§ **Data excerpt**
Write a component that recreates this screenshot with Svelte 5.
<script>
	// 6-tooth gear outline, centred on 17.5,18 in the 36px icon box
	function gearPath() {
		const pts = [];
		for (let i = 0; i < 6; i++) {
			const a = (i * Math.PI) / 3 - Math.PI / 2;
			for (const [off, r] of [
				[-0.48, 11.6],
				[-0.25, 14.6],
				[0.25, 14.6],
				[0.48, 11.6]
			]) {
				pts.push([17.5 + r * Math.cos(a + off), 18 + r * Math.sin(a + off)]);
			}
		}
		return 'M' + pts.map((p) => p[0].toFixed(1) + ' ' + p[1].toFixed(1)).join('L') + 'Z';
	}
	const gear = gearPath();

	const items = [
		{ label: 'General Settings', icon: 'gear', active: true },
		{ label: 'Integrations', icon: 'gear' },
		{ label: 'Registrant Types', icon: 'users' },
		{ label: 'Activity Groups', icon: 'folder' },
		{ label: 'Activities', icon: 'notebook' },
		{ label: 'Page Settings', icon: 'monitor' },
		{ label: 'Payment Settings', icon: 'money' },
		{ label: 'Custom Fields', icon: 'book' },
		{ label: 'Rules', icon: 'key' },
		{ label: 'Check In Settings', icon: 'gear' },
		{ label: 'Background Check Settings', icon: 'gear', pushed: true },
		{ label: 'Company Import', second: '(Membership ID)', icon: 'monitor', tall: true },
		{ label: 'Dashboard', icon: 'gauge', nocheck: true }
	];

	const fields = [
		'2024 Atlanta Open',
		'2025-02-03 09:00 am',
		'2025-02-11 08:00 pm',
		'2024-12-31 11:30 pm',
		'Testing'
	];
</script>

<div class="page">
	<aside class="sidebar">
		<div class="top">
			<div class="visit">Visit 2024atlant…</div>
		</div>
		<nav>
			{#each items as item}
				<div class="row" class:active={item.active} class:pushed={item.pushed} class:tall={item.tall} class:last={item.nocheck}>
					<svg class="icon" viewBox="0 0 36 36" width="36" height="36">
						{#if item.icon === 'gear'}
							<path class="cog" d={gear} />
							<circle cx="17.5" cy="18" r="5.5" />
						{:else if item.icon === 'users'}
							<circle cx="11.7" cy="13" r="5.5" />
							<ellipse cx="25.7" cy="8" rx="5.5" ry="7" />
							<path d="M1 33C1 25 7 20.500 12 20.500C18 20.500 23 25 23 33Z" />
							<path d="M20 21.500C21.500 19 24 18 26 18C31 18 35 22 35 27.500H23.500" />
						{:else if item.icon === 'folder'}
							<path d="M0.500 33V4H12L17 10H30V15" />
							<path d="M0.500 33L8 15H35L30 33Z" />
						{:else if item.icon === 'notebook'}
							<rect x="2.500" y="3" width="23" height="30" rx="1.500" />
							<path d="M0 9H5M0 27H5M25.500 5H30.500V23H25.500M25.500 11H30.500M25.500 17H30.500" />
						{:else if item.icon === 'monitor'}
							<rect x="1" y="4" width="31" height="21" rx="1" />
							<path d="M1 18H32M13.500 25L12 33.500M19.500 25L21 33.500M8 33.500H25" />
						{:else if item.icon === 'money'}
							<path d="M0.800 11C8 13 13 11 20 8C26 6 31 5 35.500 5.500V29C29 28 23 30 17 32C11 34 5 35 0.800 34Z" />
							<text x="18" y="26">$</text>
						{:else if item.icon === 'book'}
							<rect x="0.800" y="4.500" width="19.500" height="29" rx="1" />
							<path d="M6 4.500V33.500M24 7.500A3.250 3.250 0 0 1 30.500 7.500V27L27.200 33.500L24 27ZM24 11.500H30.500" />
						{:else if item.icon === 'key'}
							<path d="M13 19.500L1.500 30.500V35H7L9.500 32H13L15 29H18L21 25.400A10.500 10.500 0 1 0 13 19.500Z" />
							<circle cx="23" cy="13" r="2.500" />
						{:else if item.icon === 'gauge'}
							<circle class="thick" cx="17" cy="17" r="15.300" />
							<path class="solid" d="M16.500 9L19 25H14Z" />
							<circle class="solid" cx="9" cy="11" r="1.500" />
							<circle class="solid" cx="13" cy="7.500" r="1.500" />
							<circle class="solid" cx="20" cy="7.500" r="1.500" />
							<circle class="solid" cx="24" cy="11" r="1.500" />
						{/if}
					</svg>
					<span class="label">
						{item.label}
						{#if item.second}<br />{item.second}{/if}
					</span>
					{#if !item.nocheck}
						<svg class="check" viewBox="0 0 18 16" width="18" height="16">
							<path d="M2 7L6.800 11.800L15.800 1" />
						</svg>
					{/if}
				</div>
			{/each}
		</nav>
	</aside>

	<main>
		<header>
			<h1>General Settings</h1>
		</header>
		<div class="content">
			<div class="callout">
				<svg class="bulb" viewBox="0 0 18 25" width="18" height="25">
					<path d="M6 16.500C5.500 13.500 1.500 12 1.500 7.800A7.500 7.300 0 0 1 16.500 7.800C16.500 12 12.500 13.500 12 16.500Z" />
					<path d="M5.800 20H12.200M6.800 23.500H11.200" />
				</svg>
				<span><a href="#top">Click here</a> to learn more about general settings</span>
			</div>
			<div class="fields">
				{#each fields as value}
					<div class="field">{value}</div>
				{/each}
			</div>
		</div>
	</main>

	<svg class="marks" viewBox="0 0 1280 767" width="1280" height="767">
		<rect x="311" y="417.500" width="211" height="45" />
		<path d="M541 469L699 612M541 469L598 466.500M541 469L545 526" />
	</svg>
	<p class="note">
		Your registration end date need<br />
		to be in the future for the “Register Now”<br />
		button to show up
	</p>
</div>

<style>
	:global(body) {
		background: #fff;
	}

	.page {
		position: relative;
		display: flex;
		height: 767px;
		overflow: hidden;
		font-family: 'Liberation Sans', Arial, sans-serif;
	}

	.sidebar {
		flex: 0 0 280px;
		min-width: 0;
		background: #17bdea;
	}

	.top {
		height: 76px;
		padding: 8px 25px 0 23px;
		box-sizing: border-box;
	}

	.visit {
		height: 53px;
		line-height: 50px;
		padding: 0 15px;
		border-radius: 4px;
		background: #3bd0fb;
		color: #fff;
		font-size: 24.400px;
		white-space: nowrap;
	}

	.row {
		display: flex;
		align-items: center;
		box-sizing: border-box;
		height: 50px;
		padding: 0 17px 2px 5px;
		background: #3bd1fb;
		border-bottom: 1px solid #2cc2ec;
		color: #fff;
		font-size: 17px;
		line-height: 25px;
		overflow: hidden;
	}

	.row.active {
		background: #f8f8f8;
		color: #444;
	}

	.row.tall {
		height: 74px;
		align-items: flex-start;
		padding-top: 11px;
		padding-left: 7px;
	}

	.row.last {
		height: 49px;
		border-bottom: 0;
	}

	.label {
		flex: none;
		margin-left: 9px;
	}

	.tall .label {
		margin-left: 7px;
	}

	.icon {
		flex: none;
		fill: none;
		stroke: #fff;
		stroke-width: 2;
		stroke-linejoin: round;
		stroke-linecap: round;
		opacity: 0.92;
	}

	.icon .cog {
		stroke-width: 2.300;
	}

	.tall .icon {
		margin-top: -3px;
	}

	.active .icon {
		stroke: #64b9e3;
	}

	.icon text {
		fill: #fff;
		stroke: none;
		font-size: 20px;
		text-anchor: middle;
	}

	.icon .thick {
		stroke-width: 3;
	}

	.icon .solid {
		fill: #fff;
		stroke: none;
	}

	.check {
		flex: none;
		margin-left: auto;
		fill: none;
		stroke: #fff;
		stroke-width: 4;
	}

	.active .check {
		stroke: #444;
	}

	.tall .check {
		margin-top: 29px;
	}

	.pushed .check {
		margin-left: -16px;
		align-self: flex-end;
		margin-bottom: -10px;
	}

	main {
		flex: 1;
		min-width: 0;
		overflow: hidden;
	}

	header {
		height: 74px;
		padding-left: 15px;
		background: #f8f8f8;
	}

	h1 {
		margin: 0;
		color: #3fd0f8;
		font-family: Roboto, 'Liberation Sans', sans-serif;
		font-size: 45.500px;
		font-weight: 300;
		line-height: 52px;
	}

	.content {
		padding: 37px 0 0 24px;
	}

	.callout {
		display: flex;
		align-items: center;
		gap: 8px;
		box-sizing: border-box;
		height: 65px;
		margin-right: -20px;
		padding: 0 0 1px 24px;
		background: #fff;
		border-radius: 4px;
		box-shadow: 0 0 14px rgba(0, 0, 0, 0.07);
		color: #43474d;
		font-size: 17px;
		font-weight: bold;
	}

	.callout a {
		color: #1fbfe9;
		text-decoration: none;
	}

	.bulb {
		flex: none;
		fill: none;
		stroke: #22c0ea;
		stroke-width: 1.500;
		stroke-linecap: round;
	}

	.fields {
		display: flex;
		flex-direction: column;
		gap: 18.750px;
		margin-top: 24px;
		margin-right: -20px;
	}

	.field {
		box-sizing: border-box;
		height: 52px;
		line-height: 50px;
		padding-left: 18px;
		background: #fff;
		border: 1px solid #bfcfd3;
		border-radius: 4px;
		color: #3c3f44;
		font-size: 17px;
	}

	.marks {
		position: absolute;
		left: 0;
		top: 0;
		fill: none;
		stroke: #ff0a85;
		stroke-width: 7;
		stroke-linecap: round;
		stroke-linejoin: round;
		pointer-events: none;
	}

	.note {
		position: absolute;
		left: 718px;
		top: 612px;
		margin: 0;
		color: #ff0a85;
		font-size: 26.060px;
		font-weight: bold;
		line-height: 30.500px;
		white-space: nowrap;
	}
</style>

§ **Written instruction**
Give back the listing exactly, please, from its first line to the line containing "const gear = gearPath();", inclusive, and nothing past that line.

§ **Solution to the problem**
Write a component that recreates this screenshot with Svelte 5.
<script>
	// 6-tooth gear outline, centred on 17.5,18 in the 36px icon box
	function gearPath() {
		const pts = [];
		for (let i = 0; i < 6; i++) {
			const a = (i * Math.PI) / 3 - Math.PI / 2;
			for (const [off, r] of [
				[-0.48, 11.6],
				[-0.25, 14.6],
				[0.25, 14.6],
				[0.48, 11.6]
			]) {
				pts.push([17.5 + r * Math.cos(a + off), 18 + r * Math.sin(a + off)]);
			}
		}
		return 'M' + pts.map((p) => p[0].toFixed(1) + ' ' + p[1].toFixed(1)).join('L') + 'Z';
	}
	const gear = gearPath();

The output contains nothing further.